RE: Representing distinct item states

> I didn't realise it, but from this thought experiment it's 
> clear the history system is a rather advanced use case for 
> these ontology languages. Most of the examples of ontology 
> languages, like the wine ontology, assume the universe 
> described by the model is unchanging. 

Exactemundo!!  This is what I was trying to explain to Mick a while ago, I just wasn't very good at arguing it convincingly.

> There are probably some additional relationships we can 
> define here, for example we might want to relate dcq:replaces 
> and dcq:replacedBy to dcq:modificationOf as they are directed 
> versions of this relation, but we'd omit the 
> owl:SymmetricProperty statement. Really it would be nice to 
> have an "upper-level" ontology that built these kind of primitives. 
> 
> Alternatively I think we could express this with ABC, using 
> abc:precedes and anc:follows as they do in the AMOL Vase Example 
> http://metadata.net/harmony/JODI_Final.pdf
> Of course, in a way this is cheating - we are just leaving it 
> to ABC to provide an ontology description rather than coming 
> up with one by hand as above. I think they only provide a 
> description of ABC using RDFS, so it would be an interesting 
> exercise to map ABC into OWL. Any comments on this Dan?

I think ABC offers a reasonable stab at the mechanics we need, if we can simplify things a bit.  Quoted from Jason's reply...

> > This statement would be required for queries that (by
> > default?) would refer
> > to the then-current state of the resource.  I wonder if this 
> > complicates
> > search significantly.  Back to the naming v. resolution debate, this
> > technique would also make each revision of a resource resolvable, if
> > supported by DSpace.

I really don't think, given the purpose and use of the History system, that it needs to be optimised for query.  Unlike the rest of DSpace, it's a write-lots, query-not-so-often subsystem.  The important thing is that it has the right data, and has it securely.  We can always build/use tools that can do the indexing, inferring and optimising and point them at the History data later.
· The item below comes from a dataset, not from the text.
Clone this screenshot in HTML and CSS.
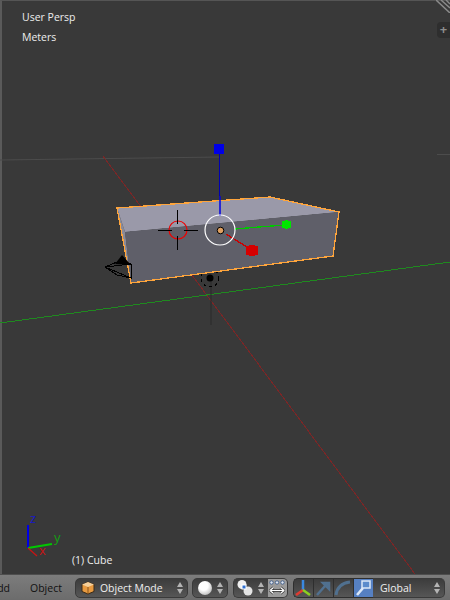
FILE: index.html
```html
<!DOCTYPE html>
<html lang="en">
<head>
  <meta charset="UTF-8">
  <title>Blender 3D View</title>
  <link rel="stylesheet" href="styles.css">
</head>
<body>
  <div class="view3d">
    <svg class="scene" width="450" height="574" viewBox="0 0 450 574">
      <!-- grid floor -->
      <line x1="0" y1="160" x2="220" y2="157" stroke="#4c4c4c"/>
      <line x1="437" y1="154.500" x2="450" y2="154.500" stroke="#4c4c4c"/>
      <line class="crisp" x1="103" y1="156" x2="415" y2="574" stroke="#7c2626"/>
      <line class="crisp" x1="0" y1="323" x2="450" y2="262" stroke="#1f8a1f"/>

      <!-- lamp -->
      <line x1="211" y1="278" x2="211" y2="325" stroke="#2a2a2a"/>
      <circle class="crisp" cx="210" cy="278" r="9" fill="none" stroke="#000" stroke-dasharray="3 3"/>
      <circle cx="210" cy="278" r="3.5" fill="#000"/>

      <!-- cube -->
      <polygon points="117,208 125,232 131,283" fill="#8a8a98"/>
      <polygon points="117,208 270,197 339,212 125,232" fill="#9a99a9"/>
      <polygon class="crisp" points="125,232 339,212 333,256 131,283" fill="#5f5f69"/>
      <polygon class="crisp" points="117,208 270,197 339,212 333,256 131,283" fill="none" stroke="#ffa53c" stroke-width="1.3"/>

      <!-- camera -->
      <g class="crisp" fill="none" stroke="#000">
        <polygon points="105,267 117,262 131,264 131,278 117,275"/>
        <line x1="105" y1="267" x2="131" y2="264"/>
        <line x1="105" y1="267" x2="131" y2="278"/>
      </g>
      <polygon points="122,255 131,265 115,264" fill="#000"/>

      <!-- 3d cursor -->
      <circle cx="178" cy="230" r="9" fill="none" stroke="#f00000" stroke-width="1.2"/>
      <g stroke="#000">
        <line x1="158" y1="230.500" x2="172" y2="230.500"/>
        <line x1="184" y1="230.500" x2="198" y2="230.500"/>
        <line x1="177.500" y1="210" x2="177.500" y2="224"/>
        <line x1="177.500" y1="236" x2="177.500" y2="250"/>
      </g>

      <!-- manipulator -->
      <line x1="219.500" y1="152" x2="219.500" y2="196" stroke="#0000b0"/>
      <line x1="220" y1="196" x2="220" y2="216" stroke="#0000e0" stroke-width="1.5"/>
      <rect x="214" y="144" width="10" height="10" fill="#0000e6"/>
      <line class="crisp" x1="235" y1="229" x2="284" y2="225" stroke="#00c800" stroke-width="1.3"/>
      <path d="M282 221h3v-1h3v1h3v7h-3v1h-3v-1h-3z" fill="#00e600"/>
      <line class="crisp" x1="226" y1="234" x2="247" y2="247" stroke="#c80000" stroke-width="1.3"/>
      <path d="M246 246h3v-1h6v1h3v9h-3v1h-6v-1h-3z" fill="#d60000"/>
      <circle cx="220" cy="230" r="15" fill="none" stroke="#fff" stroke-width="1.2"/>
      <circle cx="220.500" cy="230.500" r="3.300" fill="#e0a060" stroke="#000"/>

      <!-- orientation gizmo -->
      <line x1="28" y1="548" x2="28" y2="525" stroke="#0000e6" stroke-width="2"/>
      <line x1="28" y1="548" x2="52" y2="544" stroke="#00c800" stroke-width="2"/>
      <line x1="28" y1="548" x2="37" y2="556" stroke="#c81414" stroke-width="1.3"/>
      <text class="axis" x="30" y="523" fill="#1818c8">z</text>
      <text class="axis" x="54" y="542" fill="#14a014">y</text>
      <text class="axis" x="39" y="555" fill="#c81414">x</text>
    </svg>

    <div class="overlay-text">
      <div>User Persp</div>
      <div>Meters</div>
    </div>
    <div class="object-name">(1) Cube</div>

    <svg class="corner" width="14" height="13" viewBox="0 0 14 13">
      <g stroke="#8a8a8a" stroke-width="1.5">
        <line x1="0" y1="0" x2="14" y2="13"/>
        <line x1="5" y1="0" x2="14" y2="8"/>
        <line x1="10" y1="0" x2="14" y2="4"/>
      </g>
    </svg>
    <div class="props-tab">+</div>
  </div>

  <div class="header">
    <span class="menu menu-add">Add</span>
    <span class="menu">Object</span>

    <div class="select mode-select">
      <svg width="14" height="14" viewBox="0 0 14 14">
        <polygon points="7,1 13,3.500 13,10.500 7,13 1,10.500 1,3.500" fill="#e89a40" stroke="#3a2a18"/>
        <polygon points="7,1 13,3.500 7,6 1,3.500" fill="#f5cf9a"/>
        <line x1="7" y1="6" x2="7" y2="13" stroke="#8a5418"/>
      </svg>
      <span class="select-label">Object Mode</span>
      <span class="arrows"></span>
    </div>

    <div class="select shade-select">
      <span class="sphere"></span>
      <span class="arrows"></span>
    </div>

    <div class="group pivot-group">
      <div class="select pivot-select">
        <svg width="18" height="18" viewBox="0 0 18 18">
          <circle cx="6" cy="5.500" r="4.500" fill="#f0f0f0"/>
          <circle cx="12" cy="12" r="4.500" fill="#e4e4e4"/>
          <rect x="6" y="6" width="4" height="4" fill="#2f6fd0" stroke="#fff"/>
        </svg>
        <span class="arrows"></span>
      </div>
      <div class="layer-toggle">
        <svg width="18" height="18" viewBox="0 0 18 18">
          <g fill="#dfe6f0" stroke="#2f4f80" stroke-width="0.8">
            <circle cx="3.500" cy="3.500" r="1.700"/><circle cx="9" cy="3.500" r="1.700"/><circle cx="14.500" cy="3.500" r="1.700"/>
          </g>
          <path d="M2 11.500h14M2 11.500l3.500-3M2 11.500l3.500 3M16 11.500l-3.500-3M16 11.500l-3.500 3" fill="none" stroke="#333" stroke-width="2.600"/>
          <path d="M2 11.500h14M2 11.500l3.500-3M2 11.500l3.500 3M16 11.500l-3.500-3M16 11.500l-3.500 3" fill="none" stroke="#fff" stroke-width="1.200"/>
        </svg>
      </div>
    </div>

    <div class="group manip-group">
      <button class="icon-btn">
        <svg width="18" height="18" viewBox="0 0 18 18">
          <line x1="9" y1="11" x2="9" y2="1" stroke="#3a88e0" stroke-width="2.500"/>
          <line x1="9" y1="11" x2="2" y2="16" stroke="#e03a30" stroke-width="2.500"/>
          <line x1="9" y1="11" x2="16" y2="16" stroke="#8cd020" stroke-width="2.500"/>
        </svg>
      </button>
      <button class="icon-btn">
        <svg width="18" height="18" viewBox="0 0 18 18">
          <path d="M3 16L11 7M9 4h6v6z" fill="#50708f" stroke="#50708f" stroke-width="2.500"/>
        </svg>
      </button>
      <button class="icon-btn">
        <svg width="18" height="18" viewBox="0 0 18 18">
          <path d="M2 16C3 8 8 4 16 3" fill="none" stroke="#50708f" stroke-width="3"/>
        </svg>
      </button>
      <button class="icon-btn active">
        <svg width="18" height="18" viewBox="0 0 18 18">
          <path d="M3 16l6-7" fill="none" stroke="#dce8f8" stroke-width="2.600"/>
          <rect x="8" y="2" width="8" height="7" fill="#5c8ccc" stroke="#dce8f8" stroke-width="1.500"/>
        </svg>
      </button>
      <div class="select global-select">
        <span class="select-label">Global</span>
        <span class="arrows"></span>
      </div>
    </div>
  </div>
</body>
</html>
```

FILE: styles.css
```css
html, body {
  margin: 0;
  height: 100%;
}

body {
  width: 450px;
  height: 600px;
  overflow: hidden;
  display: flex;
  flex-direction: column;
  background: #727272;
  font-family: "Open Sans", "Noto Sans", sans-serif;
  font-size: 10.5px;
  color: #eee;
}

.view3d {
  position: relative;
  flex: 1;
  background: #393939;
  border-left: 2px solid #5a5a5a;
  border-top: 1px solid #555;
}

.scene {
  position: absolute;
  left: -2px;
  top: -1px;
}

.crisp {
  shape-rendering: crispEdges;
}

.axis {
  font-size: 13px;
}

.overlay-text {
  position: absolute;
  left: 20px;
  top: 9px;
  display: flex;
  flex-direction: column;
  gap: 5px;
  line-height: 15px;
}

.object-name {
  position: absolute;
  left: 70px;
  top: 552px;
  line-height: 15px;
}

.corner {
  position: absolute;
  right: 0;
  top: -1px;
}

.props-tab {
  position: absolute;
  right: 0;
  top: 21px;
  width: 13px;
  height: 16px;
  background: #2e2e2e;
  border-radius: 4px 0 0 4px;
  color: #8c8c8c;
  font-size: 13px;
  font-weight: bold;
  line-height: 15px;
  text-align: center;
}

.header {
  height: 26px;
  flex: none;
  box-sizing: border-box;
  padding-top: 3px;
  display: flex;
  align-items: flex-start;
  background: linear-gradient(#7c7c7c, #6c6c6c);
  border-top: 1px solid #4e4e4e;
  color: #111;
}

.menu {
  line-height: 20px;
}

.menu-add {
  width: 10px;
  direction: rtl;
  overflow: hidden;
  margin-right: 20px;
}

.select {
  height: 20px;
  box-sizing: border-box;
  display: flex;
  align-items: center;
  background: linear-gradient(#3c3c3c, #565656);
  border: 1px solid #3a3a3a;
  border-radius: 5px;
  color: #eee;
}

.select-label {
  flex: 1;
  line-height: 18px;
}

.arrows {
  position: relative;
  width: 7px;
  height: 14px;
  flex: none;
}

.arrows::before,
.arrows::after {
  content: "";
  position: absolute;
  left: 0;
  border-left: 3.5px solid transparent;
  border-right: 3.5px solid transparent;
}

.arrows::before {
  top: 1px;
  border-bottom: 5px solid #b4b4b4;
}

.arrows::after {
  bottom: 1px;
  border-top: 5px solid #b4b4b4;
}

.mode-select {
  width: 113px;
  margin-left: 13px;
  padding: 0 3px 0 5px;
  gap: 5px;
}

.shade-select {
  width: 36px;
  margin-left: 4px;
  padding: 0 3px 0 5px;
  justify-content: space-between;
}

.sphere {
  width: 14px;
  height: 14px;
  border-radius: 50%;
  background: radial-gradient(circle at 40% 35%, #fff 35%, #9a9a9a);
}

.group {
  display: flex;
  height: 20px;
}

.pivot-group {
  margin-left: 5px;
  width: 55px;
}

.pivot-select {
  width: 35px;
  padding: 0 3px 0 2px;
  justify-content: space-between;
  border-radius: 5px 0 0 5px;
  border-right: none;
}

.layer-toggle {
  width: 20px;
  height: 20px;
  box-sizing: border-box;
  display: flex;
  align-items: center;
  justify-content: center;
  background: #9a9a9a;
  border: 1px solid #3a3a3a;
  border-left: none;
  border-radius: 0 5px 5px 0;
}

.manip-group {
  margin-left: 5px;
}

.icon-btn {
  width: 20px;
  height: 20px;
  padding: 0;
  display: flex;
  align-items: center;
  justify-content: center;
  background: linear-gradient(#3c3c3c, #565656);
  border: 1px solid #2e2e2e;
  border-right: none;
}

.icon-btn:first-child {
  border-radius: 5px 0 0 5px;
}

.icon-btn.active {
  background: #5680c2;
}

.global-select {
  width: 72px;
  padding: 0 3px 0 7px;
  border-radius: 0 5px 5px 0;
  border-left: none;
}
```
Queries like 'Which items in C have S metadata that were not prepared using T' do not in my opinion need to be reponsively fulfilled, unlike say a typical end-user's query of descriptive metadata looking for content.  I also very much do not think that the History system is going to be the place that people go to query 'live' or current data to answer typical end-users' queries.

One idea I think some people hold is that DSpace/SIMILE would have one unified RDF store which just contains all the triples.  I'm not sure if I'd agree with this.  There are some wide architectural decisions to be made.  I personally don't think that one unified RDF store against which all queries are made is a viable direction (certainly not at present, anyway); a far more realistic approach is to have 'authoritative' RDF stores, and then a separate 'live' layer (which may or may not be purely RDF-based) that has the data cached in some way optimised for efficient query.
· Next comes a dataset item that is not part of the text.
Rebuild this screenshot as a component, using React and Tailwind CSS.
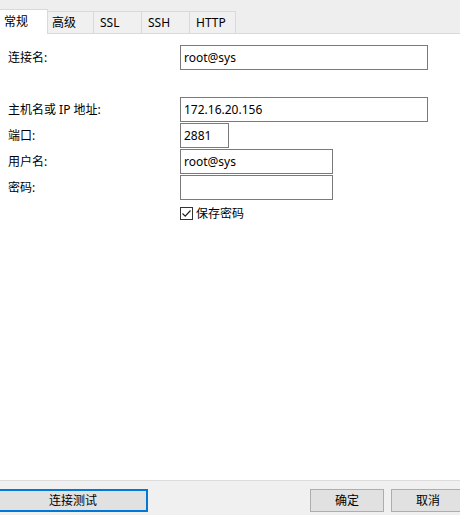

In terms of the History system, I think a more viable approach for storing states of things would be to store them as serialised AIPs, making use of the METS AIP work that is to be done soon (hopefully; in terms of the DSpace effort I think that should be its no.1 priority at the moment.)  These METS AIPs could be represented as MD5/SHA-based URIs in the History store model, and since all of the metadata to do with individual items is held in a serialised form in these AIPs, the modelling tasks of the History system would be greatly simplified.

 Robert Tansley / Hewlett-Packard Laboratories / (+1) 617 551 7624

Received on Monday, 19 May 2003 10:48:11 UTC